Dr. Siriwai patted Gordon’s forearm.

“That’s it, you see. Ephemeral. Sure, it’s the nature of the medium.” Siriwai’s eyes came alight. He took Gordon by the arm and walked him around the garden. “I had a list once, Gordon — not a written list, of course, but a private mental list — of people I thought were supremely talented. Or good at certain things. Or clever but spurious. Or talented but lost or wasted it. I wasn’t just a sawbones, y’see, indifferent to the artistic aspects of the motion picture. I cared”—he touched his heart—“and I loved, I appreciated the work of the people I met in practice. But in your case, Gordon, though I love you dearly, old son, I can’t for the life of me remember the things you did. Or where on me little list you figured.”

“As one who loved his fellow man,” Walker said.

“Oh ho.” Siriwai gave a little clap with his soft hands. “Well said.”

“I was all right. I started as a kid. I had no training and I never took acting as seriously as I should. Never learned my craft until it was too late. As for writing — the kind I did was always the kind anyone can do. I never tried another kind. Except, of course, for that show. The opera.”

“Never got to direct?”

“No.”

“Pity,” Siriwai said. When they had completed their garden round, he released Walker’s arm.

“Perhaps you gave in too much. The immediate rewards were impressive to a young fellow — I remember well. And in my day there was the glamour of it all. One can’t give in too much to immediate reward, you know. You lose something, eh? Have to pay off on one end or the other.”

“That was it, I suppose.”

“Look at me,” Dr. Siriwai said. “You’d think I was well situated. I might envy myself from the outside looking in but little I’d know about it. I’m more than sixty-five, Gordon. According to the Vedas I should be free. I should return to the mountains, free as a mountain bird to meditate, and think about it all from morning till night. But I can’t, you see.”

“How’s that?”

Dr. Siriwai laughed merrily.

“Because I failed where you failed, Gordon. Failed to do the job. When I was studying in Great Denmark Street, now, I thought I’d go home to practice. Up the valleys. Into the starving villages. Over the rope bridges I’d go, risking fever and dacoits, only my books for company. In the end — not a bit of it.” He shook his head and uttered a series of reflective grunts. “I had an odd experience on my way from Dublin back up to London. Doubtless you know the Indian expression ‘karma’?”

“It’s widely used, Doc. You hear it all the time.”
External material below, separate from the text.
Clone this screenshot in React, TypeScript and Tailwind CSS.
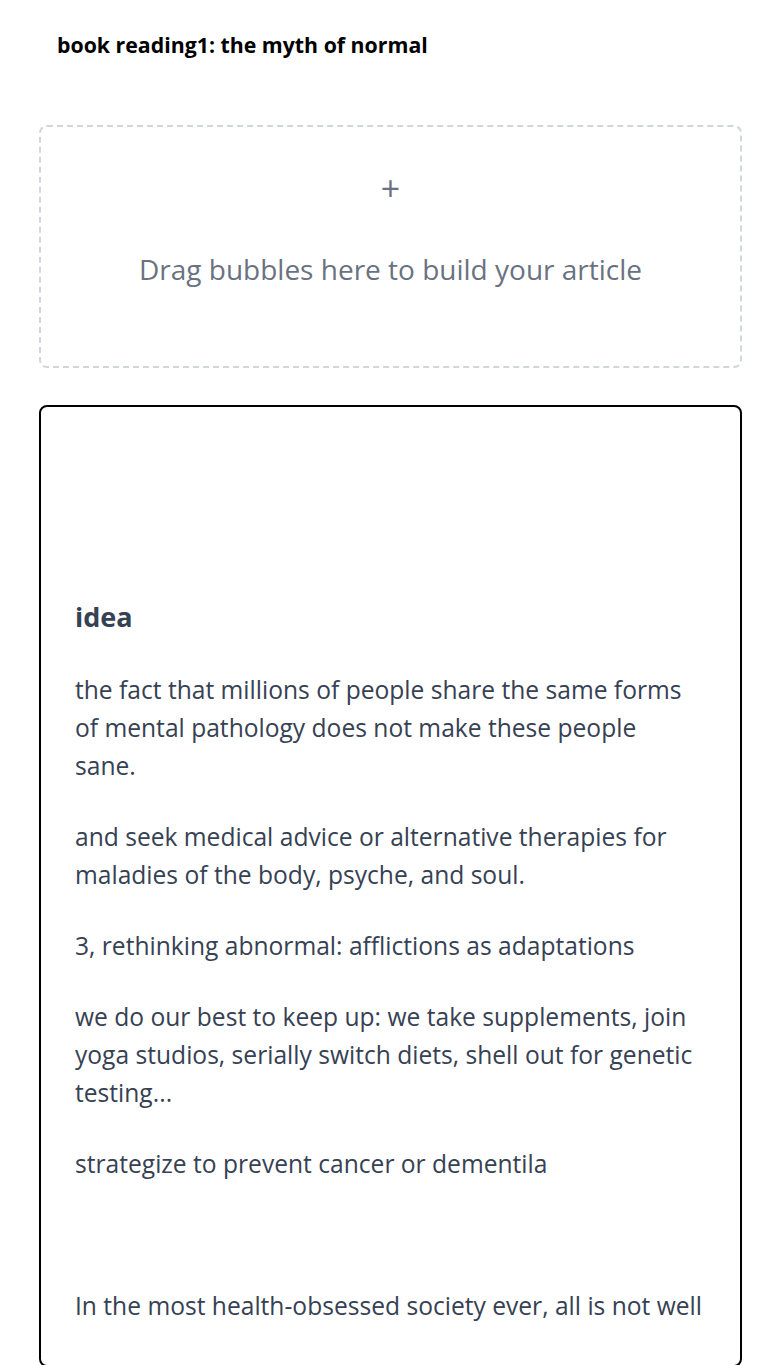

“Well,” the doctor continued, “there I was, years ago and I’m just off the ferry from Dun Laoghaire on the Holyhead — Euston train. Somewhere — Bangor it must have been — the guard comes through first class, shouting his head off for a doctor. Well, I thought, who’s that excellent thing if not myself? So I went with the man and what do I find a few cars back but a lad in an empty compartment who’s stinking of Jameson’s and going cyanotic before our eyes. There’s an empty tube of Nembutal in his fist.